Confirmatory Testing

Combined with the extremely low prevalence of Cowden syndrome, the frequency of PTEN mutations in sporadic endometrial carcinomas and in non-neoplastic endometria obviates any utility of PTEN immunohistochemistry in Cowden syndrome screening and severely limits the utility of somatic tumor testing. Clinical screening criteria therefore play an important role in directing patients toward germline testing, with the recently released PTEN Cleveland Clinic risk assessment tool showing promise as a triage device [57]. Ultimate confirmation of a Cowden syndrome diagnosis relies on the identification of a germline mutation by sequencing.

Related Syndromes

Cowden-like syndromes have been identified in patients with mutations in succinate dehydrogenase genes (SDH-B, SDH-C, and SDHB-D) as well as killen (KLLN) genes [61, 64, 65]. In addition to endometrial carcinomas, patients with SDHB-D mutations are prone to paragangliomas, pheochromocytomas, thyroid carcinomas, renal carcinomas, gastrointestinal stromal tumors, and perhaps breast cancers [65]. Germline promoter methylation of KLLN, which shares a transcriptional start site with PTEN, has been described in patients with a clinical impression of Cowden syndrome but no identifiable PTEN mutations [64]. Testing for SDHB-D and KLLN mutations may therefore be indicated in patients with a clinical scenario highly suspicious for Cowden syndrome whose germline testing fails to identify alterations in PTEN.

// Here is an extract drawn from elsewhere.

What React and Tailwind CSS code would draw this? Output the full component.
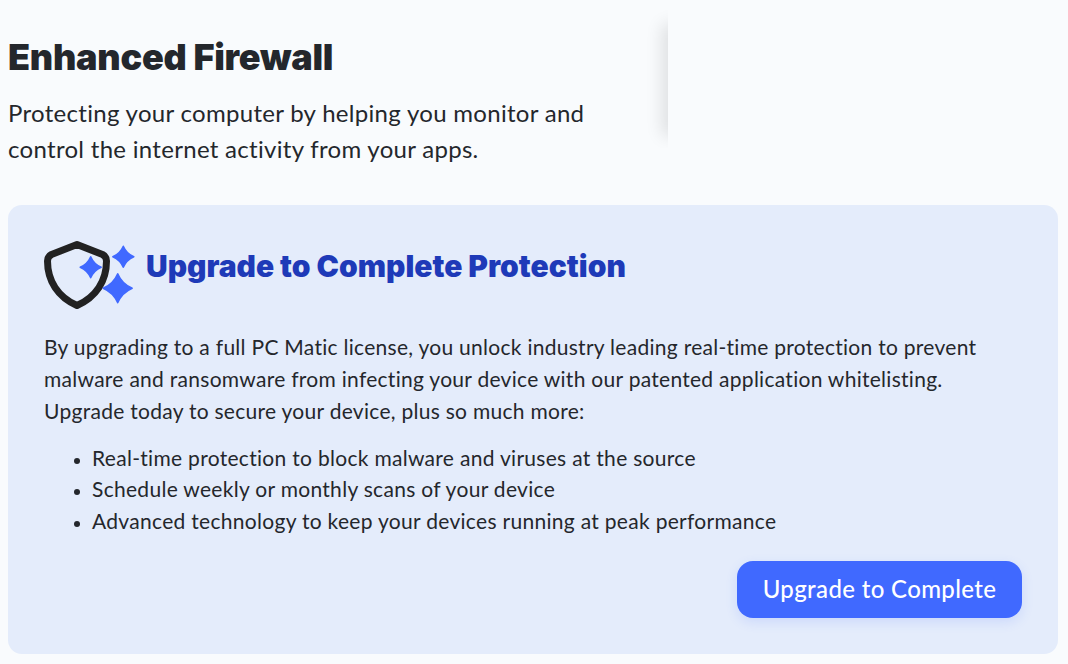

Familial Breast Ovarian Cancer Syndromes (BRCA Mutations)

Germline mutations in the BRCA1 and BRCA2 genes are notoriously linked to increased risk of ovarian and breast carcinoma. There is ongoing debate, however, as to whether or not inherited BRCA mutations also increase the risk of endometrial carcinoma. Initial work has suggested that BRCA mutations carriers are at no increased risk for endometrial carcinoma, while several subsequent studies have shown that risk is increased, but appears to be commensurate with and attributable to tamoxifen exposure [66,67,68]. However, recent data suggest that although the overall risk for uterine cancer after risk reducing salpingo-oophorectomy is not increased, the risk for serous or serous-like endometrial carcinoma is increased in women with germline BRCA1 mutations [69]. When evaluating individual patients, it is important to keep in mind that increased somatic tumor testing is likely to identify a growing number of somatic BRCA mutations within endometrial carcinomas, and such results should not be interpreted as indicative of an inherited BRCA mutation in the absence of confirmatory germline testing.

Polymerase Proofreading-(POLD1) Associated Syndrome

Women with germline mutations in POLD1 exonuclease are at risk for endometrial carcinoma (57.1% of female carriers), in addition to attenuated colorectal polyposis (>60% POLD1 mutation carriers have ≥2 adenomas; on average, 16 adenomas), colorectal carcinoma (60–64% of carriers), and brain tumors (5.8%). Although the incidence is still under investigation, POLD1 exonuclease mutations appear to account for 1% of MMR-proficient familial and/or early-onset nonpolyposis colorectal carcinomas [70].

Li-Fraumeni Syndrome

Li-Fraumeni syndrome (LFS) is a cancer predisposition syndrome associated with the development of soft tissue sarcoma, osteosarcoma, pre-menopausal breast cancer, brain tumors, adrenocortical carcinoma, and leukemias [70]. A variety of other neoplasms may occur, including ovarian and endometrial cancer. Affected patients harbor a germline mutation in TP53. Intensive surveillance programs for the core cancers associated with the syndrome are instituted at an early age; affected patients should avoid exposure to radiation therapy, whenever possible, to reduce the risk of secondary radiation-induced malignancies [1, 7].